Still, even what that being said, my best semester of work at UVA was actually a semester in which every other aspect of my life spun wildly out of my control and I was not taking care of myself the way I should’ve been.
There’s a difference between being successful and happy and just being successful.
While I can’t fix all of the problems that were sprung on me this week, I can isolate a few and come up with possible solutions.
1. The feeling of isolation due to a lack of Black people in this space can be resolved by:
- Attending the Africana Studies Open House
- Working to start a Black Grad Student Union
- Finding groups in the greater Williamsburg area to join, like the Black Lives Matter chapter
2. In order to cope with the enormous emotional struggles of being a graduate student, I can
- I can take control of my work
3. In order to take control of my work, I can start by:
- Being kind to myself.
Admittedly, being kind to myself is extremely hard. As you might imagine, years of rigorous academic course work cultivated in me a deep seated work ethic, that while effective, was not based in kindness. I still remember every grade lower than B I’ve ever gotten, what grade I was in, what the subject, the topic of the assignment, the teacher….I still resent not getting valedictorian in high school, five years and a couple degrees later.
In truth, no one has ever put more pressure on me to perform, than me.
I’m trying to break myself of that, little by little. That process has meant taking more emotional support than I’m used to accepting, and not relying on my work as my only method of coping, and deeming my grades my only value.

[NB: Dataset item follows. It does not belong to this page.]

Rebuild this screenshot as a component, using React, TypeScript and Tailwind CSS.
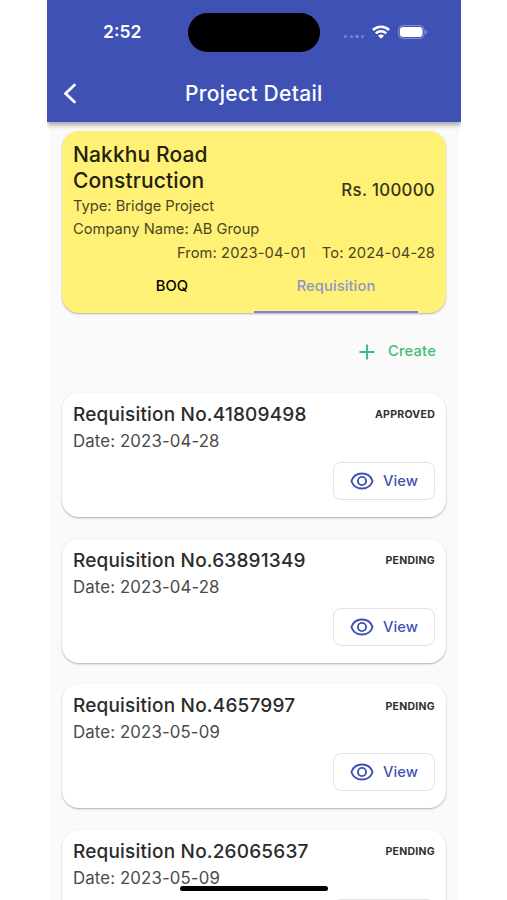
type Requisition = {
  no: string;
  date: string;
  status: 'APPROVED' | 'PENDING';
};

const requisitions: Requisition[] = [
  { no: '41809498', date: '2023-04-28', status: 'APPROVED' },
  { no: '63891349', date: '2023-04-28', status: 'PENDING' },
  { no: '4657997', date: '2023-05-09', status: 'PENDING' },
  { no: '26065637', date: '2023-05-09', status: 'PENDING' },
];

function WifiIcon() {
  return (
    <svg width="18" height="14" viewBox="0 0 18 14" fill="none" stroke="white" strokeWidth="2.5">
      <path d="M.9 5a11.500 11.500 0 0 1 16.200 0" />
      <path d="M3.800 8.300a7.400 7.400 0 0 1 10.400 0" />
      <path d="M9 13.800 6 10.800a4.200 4.200 0 0 1 6 0z" fill="white" stroke="none" />
    </svg>
  );
}

function BatteryIcon() {
  return (
    <svg width="30" height="14" viewBox="0 0 30 14">
      <rect x="0.6" y="0.6" width="25.4" height="12.8" rx="4.2" fill="none" stroke="white" strokeOpacity="0.4" />
      <rect x="1.9" y="2" width="22.6" height="10" rx="3" fill="white" />
      <path d="M27.2 5v4.200c1-.4 1.500-1.200 1.500-2.100s-.5-1.700-1.500-2.100z" fill="white" fillOpacity="0.45" />
    </svg>
  );
}

function EyeIcon() {
  return (
    <svg width="24" height="18" viewBox="0 0 24 18" fill="none" stroke="#3f51b5" strokeWidth="1.9">
      <path d="M1.400 9C3 4.300 7.200 1.500 12 1.500S21 4.300 22.600 9C21 13.700 16.800 16.500 12 16.500S3 13.700 1.400 9z" strokeLinejoin="round" />
      <circle cx="12" cy="9" r="4.100" />
    </svg>
  );
}

function Header() {
  return (
    <header className="relative z-10 h-[122px] bg-[#3f51b5] text-white shadow-[0_3px_5px_rgba(0,0,0,0.35)]">
      <div className="flex h-16 items-center">
        <div className="w-[141px] pl-[56px] text-[17.500px] font-semibold">2:52</div>
        <div className="h-[39px] w-[132px] rounded-full bg-black" />
        <div className="flex items-center pl-[24px]">
          <div className="mt-[9px] mr-[8px] flex gap-[2.200px]">
            <span className="size-[3.400px] rounded-full bg-white/30" />
            <span className="size-[3.400px] rounded-full bg-white/30" />
            <span className="size-[3.400px] rounded-full bg-white/30" />
            <span className="size-[3.400px] rounded-full bg-white/30" />
          </div>
          <WifiIcon />
          <div className="ml-[7.500px]">
            <BatteryIcon />
          </div>
        </div>
      </div>
      <div className="flex h-[58px] items-center">
        <div className="w-[138px] pl-[16px]">
          <svg width="14" height="21" viewBox="0 0 14 21" fill="none" stroke="white" strokeWidth="2.7">
            <path d="M12.300 1.200 2.500 10.500l9.800 9.300" />
          </svg>
        </div>
        <h1 className="pt-px text-[21px] leading-[26px] font-[450] tracking-[0.280px]">Project Detail</h1>
      </div>
    </header>
  );
}

function ProjectCard() {
  return (
    <section className="h-[182px] overflow-hidden rounded-[17px] bg-[#fff176] px-[11px] pt-[11px] text-[#4a4622] shadow-[0_1px_2px_rgba(0,0,0,0.3)]">
      <div className="flex h-[51px] items-end justify-between">
        <h2 className="w-[180px] text-[21px] leading-[25.500px] font-medium tracking-[0.120px] text-[#24220f]">
          Nakkhu Road Construction
        </h2>
        <p className="-mb-[10px] text-[16.800px] leading-[26px] font-medium tracking-[0.320px] text-[#373419]">
          Rs. 100000
        </p>
      </div>
      <div className="pt-[2px] text-[14.700px] leading-[23.400px]">
        <p>Type: Bridge Project</p>
        <p>Company Name: AB Group</p>
        <p className="flex justify-end gap-4 tracking-[0.100px]">
          <span>From: 2023-04-01</span>
          <span>To: 2024-04-28</span>
        </p>
      </div>
      <div className="flex pl-[17px] text-[14.700px] font-medium tracking-[0.100px]">
        <div className="h-[47.500px] w-[164px] pt-[9.500px] text-center leading-[22px] text-black">BOQ</div>
        <div className="h-[47.500px] w-[164px] border-b-[2.500px] border-[#7c86dd] pt-[9.500px] text-center leading-[22px] text-[#8f94c8]">
          Requisition
        </div>
      </div>
    </section>
  );
}

function RequisitionCard({ no, date, status }: Requisition) {
  return (
    <article className="mb-[21.700px] h-[124px] shrink-0 rounded-[17px] bg-white px-[11px] pt-[9px] text-[#4a4a4a] shadow-[0_1px_2px_rgba(0,0,0,0.3)]">
      <div className="flex items-center justify-between">
        <h3 className="text-[19px] leading-[26px] font-medium tracking-[0.180px] text-[#2b2b2b]">Requisition No.{no}</h3>
        <span className="text-[10.500px] font-bold tracking-[0.280px] text-[#303030]">{status}</span>
      </div>
      <p className="text-[16.800px] leading-[26px] tracking-[0.130px]">Date: {date}</p>
      <div className="mt-[8px] flex justify-end">
        <button className="flex h-[38px] w-[102px] items-center rounded-[8px] border border-[#e2e2e2] pl-[16px] text-[#3f51b5]">
          <EyeIcon />
          <span className="pl-[9px] text-[14.700px] font-medium tracking-[0.100px]">View</span>
        </button>
      </div>
    </article>
  );
}

export default function App() {
  return (
    <div className="h-[900px] overflow-hidden bg-white font-['Inter','Liberation_Sans',sans-serif]">
      <div className="relative ml-[47px] flex h-[900px] w-[414px] flex-col overflow-hidden">
        <Header />
        <main className="mx-[2px] grow bg-[#fafafa] px-[13px] pt-[9px]">
          <ProjectCard />
          <div className="flex h-[80px] items-center justify-end pr-[10px] pb-[3px] text-[#43b978]">
            <svg width="16" height="16" viewBox="0 0 16 16" stroke="currentColor" strokeWidth="1.9">
              <path d="M8 .5v15M.5 8h15" />
            </svg>
            <span className="pl-[13px] text-[14.700px] font-medium tracking-[0.200px]">Create</span>
          </div>
          {requisitions.map((item) => (
            <RequisitionCard key={item.no} {...item} />
          ))}
        </main>
        <div className="absolute top-[886px] left-[133px] h-[5px] w-[148px] rounded-full bg-black" />
      </div>
    </div>
  );
}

I’ve leaned on so many people this week: my parents, my amazingly emotionally supportive friend at UVA Law, my cinephile soul sister, a friendship that’s withstood almost 7 years and a lot of bumps, my “adoptive” mother at UVA, the professor who finally convinced me to apply to grad school, an incredibly kind graduate student at UVA, a black future lawyer from W&M law and the crew of the four other Black American Studies grad students. And that’s not even counting some really great allies who have intentionally had my back at every turn this week.
Somehow, I got it in my head that to accept help is weak.
I believed that I was only strong and in control if I was the one giving help.
But now I truly believe that the real strength is in knowing when to stretch out your hand.